Mitra receives NSF CAREER award for work on reliability of distributed cyber-physical systems
Jenny Applequist, Information Trust Institute
- ECE Assistant Professor Sayan Mitra received a National Science Foundation CAREER award.
- Mitra's project for this award will focus on the reliability of cyber-physical systems, which involve close coordination among computers that interact with the outside world.
- Mitra will collaborate in his project with researchers for John Deere and Company to lead to real-world applications.
ECE Assistant Professor Sayan Mitra has just won a National Science Foundation (NSF) CAREER award that will support research on “Algorithms and Verification for Reliable Distributed Cyber-Physical Systems.” The CAREER awards are among the most prestigious given to young faculty.
Mitra, who is also a researcher in the Information Trust Institute (ITI), has a strong research interest in reliability of cyber-physical systems (CPS), which are systems that involve close coordination among computers that interact with the outside world by means of sensors and actuators. The CAREER award provides research funding support that will allow him to address the reliability of a special class of CPS, namely distributed cyber-physical systems (DCPS). DCPS involve multiple system components that are not all sitting in one place. As a result, on top of the general problems of CPS, DCPS present additional challenges, such as unreliable communication and undetected failures.
“Designing reliable CPS is challenging, because writing correct computer programs itself is hard, and now you are making these programs manipulate the physical world,” explained Mitra. “So how do you design and analyze these systems?”
As an example of a cyber-physical system that most people use on a daily basis, Mitra points to various driver assistance systems in the current generation of automobiles, such as anti-lock brakes and electronic stability control. Today, such cyber-physical systems are created in an ad hoc manner because the current development process is not very scalable, and adequate general principles and tools are not yet available. Thus, everyone who needs to make such a system is forced to build it, to a great extent, from the ground up. Mitra’s research will address this problem by working to identify appropriate “algorithmic building blocks” that can be assembled together to build such systems much more easily, while meeting certain reliability guarantees.
Mitra observed, “As soon as programmable computers were invented, people started worrying about correctness of programs!

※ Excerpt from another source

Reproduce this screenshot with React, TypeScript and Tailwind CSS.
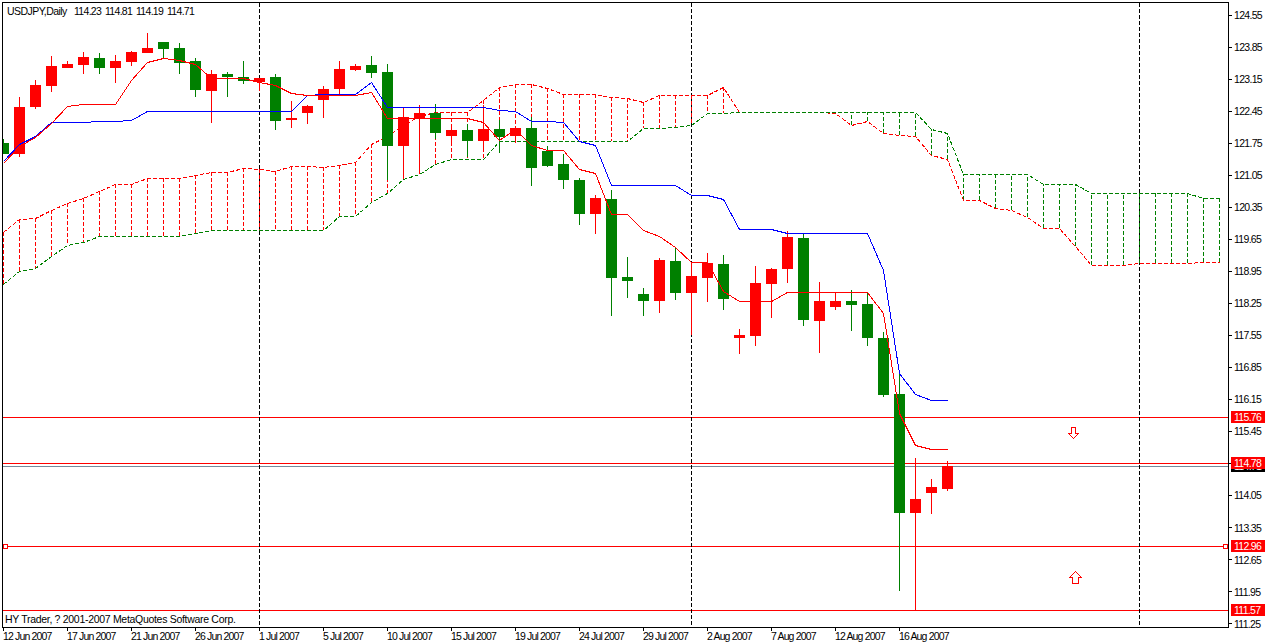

Automatically proving correctness of programs or automatically creating programs that are correct is a longstanding challenge, sort of the Holy Grail of computer science. At a philosophical level, it’s asking, to what extent can you automate creativity? The activity of coming up with a correct program, or a proof for correctness of a program, is a creative activity. While the general problem is unlikely to be solved in the foreseeable future, tremendous progress has been made in the last couple of decades, and there is now a hope for these technologies to influence specific engineering domains.”
In order to make the problem more manageable, Mitra says it is necessary to be somewhat application-specific, for example, by focusing research on automotive systems. The programs for these control systems, though complex, are usually much smaller than many other computing systems, so there’s hope for analyzing them automatically.
Researchers from John Deere and Company will collaborate with him on the CAREER-funded research. The company’s interest in the planned work grew out of a desire to find ways to design control systems for future generations of tractors with less effort. With Mitra’s envisioned “building blocks” available, the design and verification process would be partially automated.
Mitra obtained his PhD from the Massachusetts Institute of Technology in 2007 and joined the ECE faculty in 2008. In addition to ITI, he is also a researcher in the Coordinated Science Lab. His broader research interests are in the areas of hybrid, distributed, and real-time systems, and design and analysis of software for embedded systems.
According to the National Science Foundation’s website, the Faculty Early Career Development (CAREER) Program offers the NSF’s “most prestigious awards in support of junior faculty who exemplify the role of teacher-scholars through outstanding research, excellent education, and the integration of education and research within the context of the mission of their organizations.” It is designed to provide crucial early financial support to particularly promising young faculty members who are just launching their careers.